Lessons learned from production

  • Don't develop against latest: I’ve lost count of times a team thought they were just "updating a library" and ended up with incompatible serialization. Always use pinned, known-good versions.
  • Schema Registry is not optional: If you're doing anything more than a toy project, a schema registry is mandatory. Trying to manage schemas manually across many services is a recipe for disaster.
  • Test compatibility in CI: Your CI pipeline should not just build code; it should validate schema compatibility before deploying. Tools exist to check this programmatically.
  • The "Optional Field" Trap: Adding fields is generally easier than removing them. But if a field is truly obsolete, don't just remove it from the new schema. You have to consider consumers that might still be running the old producer, generating data with that field. This often requires a multi-stage rollout: add the field as optional+nullable, deploy new consumers, then eventually remove it from the schema if truly necessary (which requires older consumers to be gone).
  • Idempotency is your friend: If a consumer can process the same message multiple times without causing side effects, schema evolution becomes less terrifying. You can reroll consumers or reprocess data if something goes wrong.
  • Documentation is king: Keep a clear, auditable log of schema changes, when they were deployed, and what compatibility rules were used. This is invaluable during incidents.

Production considerations

Secrets management for Schema Registry URLs and Kafka credentials (if not using internal networking) must be handled securely. Use tools like HashiCorp Vault or your cloud provider's secret manager. Ensure your Kafka and Schema Registry clusters are properly secured with TLS/SSL and authentication/authorization mechanisms. Operational hygiene means having robust monitoring on your Kafka topics, producer/consumer lag, and schema registry API calls to catch deviations from the norm.

Conclusion

Schema evolution in streaming pipelines is a solved problem, but it requires discipline and the right tools. By choosing a robust format like Avro, leveraging a Schema Registry with strict compatibility checks, writing defensive consumer code, and executing controlled rollouts, you can navigate schema changes without the late-night debugging sessions.

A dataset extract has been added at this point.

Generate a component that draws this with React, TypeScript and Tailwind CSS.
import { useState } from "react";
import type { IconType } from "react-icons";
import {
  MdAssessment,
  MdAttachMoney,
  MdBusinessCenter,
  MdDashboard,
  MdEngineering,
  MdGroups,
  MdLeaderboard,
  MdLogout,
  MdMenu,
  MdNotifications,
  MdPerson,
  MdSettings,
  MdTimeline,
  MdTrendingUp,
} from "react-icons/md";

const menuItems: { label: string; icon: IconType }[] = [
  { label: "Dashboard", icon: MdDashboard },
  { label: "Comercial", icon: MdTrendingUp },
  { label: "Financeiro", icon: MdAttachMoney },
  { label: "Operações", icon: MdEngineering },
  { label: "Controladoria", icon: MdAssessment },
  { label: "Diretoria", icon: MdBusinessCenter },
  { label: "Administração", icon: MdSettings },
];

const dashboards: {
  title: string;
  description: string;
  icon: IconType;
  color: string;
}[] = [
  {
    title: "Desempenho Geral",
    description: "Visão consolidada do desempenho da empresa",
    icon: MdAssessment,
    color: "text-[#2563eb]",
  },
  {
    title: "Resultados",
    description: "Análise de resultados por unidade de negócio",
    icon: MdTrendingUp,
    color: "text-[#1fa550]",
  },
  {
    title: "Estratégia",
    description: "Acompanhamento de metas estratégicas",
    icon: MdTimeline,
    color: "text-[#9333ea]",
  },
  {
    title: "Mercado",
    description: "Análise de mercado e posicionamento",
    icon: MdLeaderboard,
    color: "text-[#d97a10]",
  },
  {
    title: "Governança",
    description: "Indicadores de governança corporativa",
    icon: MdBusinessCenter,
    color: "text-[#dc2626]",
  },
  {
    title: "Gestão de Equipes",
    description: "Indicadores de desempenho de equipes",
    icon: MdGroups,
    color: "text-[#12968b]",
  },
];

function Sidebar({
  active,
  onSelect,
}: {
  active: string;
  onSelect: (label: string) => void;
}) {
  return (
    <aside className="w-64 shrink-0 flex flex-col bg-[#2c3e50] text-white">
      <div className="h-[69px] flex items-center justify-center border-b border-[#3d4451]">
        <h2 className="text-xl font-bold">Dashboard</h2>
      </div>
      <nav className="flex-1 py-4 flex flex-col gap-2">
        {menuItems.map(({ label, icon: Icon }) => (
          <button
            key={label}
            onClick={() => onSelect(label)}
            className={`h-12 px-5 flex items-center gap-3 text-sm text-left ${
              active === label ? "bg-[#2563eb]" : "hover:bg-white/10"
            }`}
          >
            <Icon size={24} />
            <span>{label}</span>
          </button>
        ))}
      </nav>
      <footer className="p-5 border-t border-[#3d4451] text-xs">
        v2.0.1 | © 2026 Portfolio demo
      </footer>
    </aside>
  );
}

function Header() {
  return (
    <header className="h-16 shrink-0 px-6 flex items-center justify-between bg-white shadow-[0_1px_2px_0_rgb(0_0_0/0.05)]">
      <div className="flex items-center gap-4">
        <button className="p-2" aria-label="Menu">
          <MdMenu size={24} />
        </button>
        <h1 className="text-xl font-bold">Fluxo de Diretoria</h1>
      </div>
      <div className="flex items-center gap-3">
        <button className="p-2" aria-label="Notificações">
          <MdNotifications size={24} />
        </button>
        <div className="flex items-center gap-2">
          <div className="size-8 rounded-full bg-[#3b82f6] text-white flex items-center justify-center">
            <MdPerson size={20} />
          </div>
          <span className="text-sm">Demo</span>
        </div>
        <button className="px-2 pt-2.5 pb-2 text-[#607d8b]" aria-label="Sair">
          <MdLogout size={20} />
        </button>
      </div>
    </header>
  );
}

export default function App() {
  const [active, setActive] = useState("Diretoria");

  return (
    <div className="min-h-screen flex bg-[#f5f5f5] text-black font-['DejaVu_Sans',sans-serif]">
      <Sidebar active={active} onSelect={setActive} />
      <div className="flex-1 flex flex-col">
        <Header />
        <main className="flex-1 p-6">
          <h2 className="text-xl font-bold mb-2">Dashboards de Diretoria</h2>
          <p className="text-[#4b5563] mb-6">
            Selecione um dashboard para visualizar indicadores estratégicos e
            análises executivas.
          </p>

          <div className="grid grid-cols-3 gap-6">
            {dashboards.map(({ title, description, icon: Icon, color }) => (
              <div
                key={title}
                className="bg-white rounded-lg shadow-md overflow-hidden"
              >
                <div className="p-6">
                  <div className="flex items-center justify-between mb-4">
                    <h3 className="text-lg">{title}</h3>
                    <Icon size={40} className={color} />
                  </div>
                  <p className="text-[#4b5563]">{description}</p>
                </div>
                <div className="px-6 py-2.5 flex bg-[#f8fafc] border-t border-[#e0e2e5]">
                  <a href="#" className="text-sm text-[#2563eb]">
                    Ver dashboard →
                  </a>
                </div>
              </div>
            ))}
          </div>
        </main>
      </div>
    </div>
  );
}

Try it: Set up a local Kafka and Schema Registry using the docker-compose.yml provided. Experiment with Avro schemas, register them, and write a simple producer/consumer. Then, try adding a new field to the schema and observe how the consumer handles it without modification.

What are your biggest schema evolution headaches? Share your war stories or successful strategies in the comments below.

Next time, we'll dive deeper into specific strategies for handling breaking changes and managing schema evolution across microservices in a large organization.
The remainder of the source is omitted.